Short task: Skip the pictures. Set down, word for word, the lines from the start of the material up to and including the line with "string; value: number;".

Dataset extract:
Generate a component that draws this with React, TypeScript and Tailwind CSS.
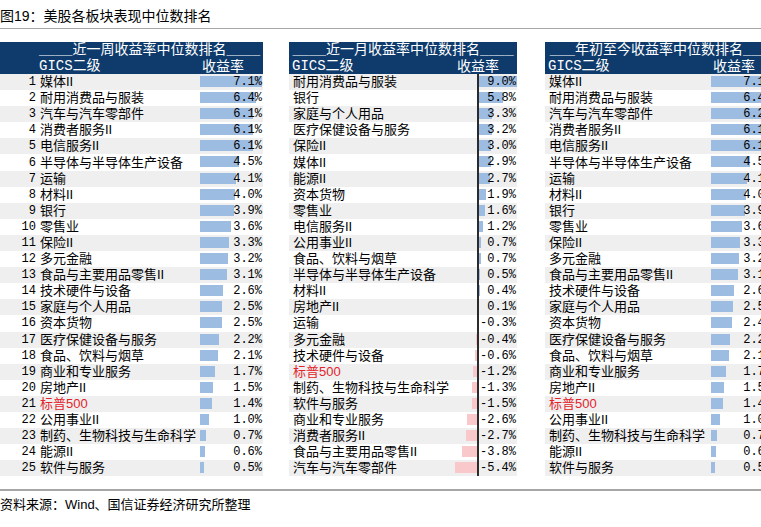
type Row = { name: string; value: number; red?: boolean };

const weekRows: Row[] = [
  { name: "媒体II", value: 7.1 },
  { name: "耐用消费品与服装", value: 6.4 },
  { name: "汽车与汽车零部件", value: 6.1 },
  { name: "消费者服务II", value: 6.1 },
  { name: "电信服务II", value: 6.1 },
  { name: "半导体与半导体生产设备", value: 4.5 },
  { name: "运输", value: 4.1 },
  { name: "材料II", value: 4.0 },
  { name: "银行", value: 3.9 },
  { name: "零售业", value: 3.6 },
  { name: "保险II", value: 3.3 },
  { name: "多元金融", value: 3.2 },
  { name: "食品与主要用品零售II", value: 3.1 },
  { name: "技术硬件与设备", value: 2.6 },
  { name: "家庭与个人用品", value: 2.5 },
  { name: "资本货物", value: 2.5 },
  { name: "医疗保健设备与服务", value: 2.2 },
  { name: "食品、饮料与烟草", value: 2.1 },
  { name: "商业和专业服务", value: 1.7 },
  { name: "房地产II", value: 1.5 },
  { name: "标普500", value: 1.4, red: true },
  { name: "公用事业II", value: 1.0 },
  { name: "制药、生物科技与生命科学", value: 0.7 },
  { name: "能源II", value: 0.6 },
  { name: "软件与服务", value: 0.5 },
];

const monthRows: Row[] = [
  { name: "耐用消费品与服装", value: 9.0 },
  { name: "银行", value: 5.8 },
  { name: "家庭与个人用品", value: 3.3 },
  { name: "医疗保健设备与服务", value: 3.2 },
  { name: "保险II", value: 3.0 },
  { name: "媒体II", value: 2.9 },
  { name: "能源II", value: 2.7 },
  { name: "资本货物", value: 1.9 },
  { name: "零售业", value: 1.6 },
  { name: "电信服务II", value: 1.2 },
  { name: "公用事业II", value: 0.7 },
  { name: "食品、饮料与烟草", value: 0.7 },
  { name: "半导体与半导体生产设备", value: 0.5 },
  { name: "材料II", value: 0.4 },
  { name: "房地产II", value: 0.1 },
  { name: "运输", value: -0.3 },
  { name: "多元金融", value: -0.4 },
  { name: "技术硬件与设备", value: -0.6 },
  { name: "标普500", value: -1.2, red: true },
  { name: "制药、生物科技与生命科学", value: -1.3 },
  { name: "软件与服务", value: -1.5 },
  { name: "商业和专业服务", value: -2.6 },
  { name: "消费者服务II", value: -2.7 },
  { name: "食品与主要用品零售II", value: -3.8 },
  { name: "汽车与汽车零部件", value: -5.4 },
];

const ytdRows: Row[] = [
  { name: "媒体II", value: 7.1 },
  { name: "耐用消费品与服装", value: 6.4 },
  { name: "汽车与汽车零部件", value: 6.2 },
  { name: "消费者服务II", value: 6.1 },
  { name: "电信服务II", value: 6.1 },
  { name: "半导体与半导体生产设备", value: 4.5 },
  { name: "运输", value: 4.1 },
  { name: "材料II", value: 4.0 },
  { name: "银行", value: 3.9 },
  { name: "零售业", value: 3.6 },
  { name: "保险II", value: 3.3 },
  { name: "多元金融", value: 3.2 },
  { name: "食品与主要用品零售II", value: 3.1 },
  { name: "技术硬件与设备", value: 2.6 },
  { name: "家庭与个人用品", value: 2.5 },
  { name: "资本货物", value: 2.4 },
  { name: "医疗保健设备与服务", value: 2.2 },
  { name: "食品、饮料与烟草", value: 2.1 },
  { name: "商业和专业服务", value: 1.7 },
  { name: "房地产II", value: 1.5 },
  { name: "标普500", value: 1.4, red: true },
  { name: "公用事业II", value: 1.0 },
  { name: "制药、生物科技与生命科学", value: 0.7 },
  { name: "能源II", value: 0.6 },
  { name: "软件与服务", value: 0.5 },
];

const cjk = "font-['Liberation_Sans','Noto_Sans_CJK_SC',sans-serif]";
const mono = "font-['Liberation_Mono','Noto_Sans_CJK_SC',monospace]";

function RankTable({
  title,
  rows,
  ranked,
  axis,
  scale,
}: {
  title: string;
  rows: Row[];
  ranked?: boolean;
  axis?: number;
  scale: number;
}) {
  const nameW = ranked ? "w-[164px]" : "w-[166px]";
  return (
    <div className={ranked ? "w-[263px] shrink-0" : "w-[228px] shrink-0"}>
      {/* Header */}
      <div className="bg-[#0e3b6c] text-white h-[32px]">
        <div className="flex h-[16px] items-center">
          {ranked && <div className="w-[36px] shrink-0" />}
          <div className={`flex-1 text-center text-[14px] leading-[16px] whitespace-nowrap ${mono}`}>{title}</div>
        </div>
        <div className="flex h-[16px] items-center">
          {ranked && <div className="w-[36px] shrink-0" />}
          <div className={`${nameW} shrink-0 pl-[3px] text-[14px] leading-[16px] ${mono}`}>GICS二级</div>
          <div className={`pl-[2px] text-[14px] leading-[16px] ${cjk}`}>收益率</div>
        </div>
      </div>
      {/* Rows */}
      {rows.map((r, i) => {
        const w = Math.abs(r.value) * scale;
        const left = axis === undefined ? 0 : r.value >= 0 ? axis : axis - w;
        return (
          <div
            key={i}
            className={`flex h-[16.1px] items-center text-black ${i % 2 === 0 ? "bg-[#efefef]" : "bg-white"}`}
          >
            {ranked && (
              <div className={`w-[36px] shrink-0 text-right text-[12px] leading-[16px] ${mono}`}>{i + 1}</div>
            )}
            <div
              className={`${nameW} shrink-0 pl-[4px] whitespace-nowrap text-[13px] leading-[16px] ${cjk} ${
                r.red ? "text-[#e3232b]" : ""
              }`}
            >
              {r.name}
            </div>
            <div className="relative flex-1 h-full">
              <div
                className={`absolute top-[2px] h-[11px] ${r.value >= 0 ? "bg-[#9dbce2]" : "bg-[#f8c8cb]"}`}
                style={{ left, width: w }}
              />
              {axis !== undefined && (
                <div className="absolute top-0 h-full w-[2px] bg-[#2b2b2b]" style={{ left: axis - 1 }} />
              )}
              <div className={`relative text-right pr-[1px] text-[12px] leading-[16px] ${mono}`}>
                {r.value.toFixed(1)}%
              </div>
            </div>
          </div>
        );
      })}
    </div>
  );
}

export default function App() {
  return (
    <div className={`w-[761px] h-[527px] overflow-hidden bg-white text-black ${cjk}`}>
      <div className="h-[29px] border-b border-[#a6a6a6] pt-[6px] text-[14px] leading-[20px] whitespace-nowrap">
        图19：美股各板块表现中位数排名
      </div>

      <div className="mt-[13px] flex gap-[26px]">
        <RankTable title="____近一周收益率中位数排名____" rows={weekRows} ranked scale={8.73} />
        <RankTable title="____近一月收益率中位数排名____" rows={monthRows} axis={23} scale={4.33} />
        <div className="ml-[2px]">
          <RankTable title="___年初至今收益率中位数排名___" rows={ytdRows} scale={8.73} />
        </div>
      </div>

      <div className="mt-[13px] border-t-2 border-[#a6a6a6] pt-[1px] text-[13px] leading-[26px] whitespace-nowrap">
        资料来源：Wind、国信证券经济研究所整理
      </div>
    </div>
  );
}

Exercise output:
Generate a component that draws this with React, TypeScript and Tailwind CSS.
type Row = { name: string; value: number; red?: boolean };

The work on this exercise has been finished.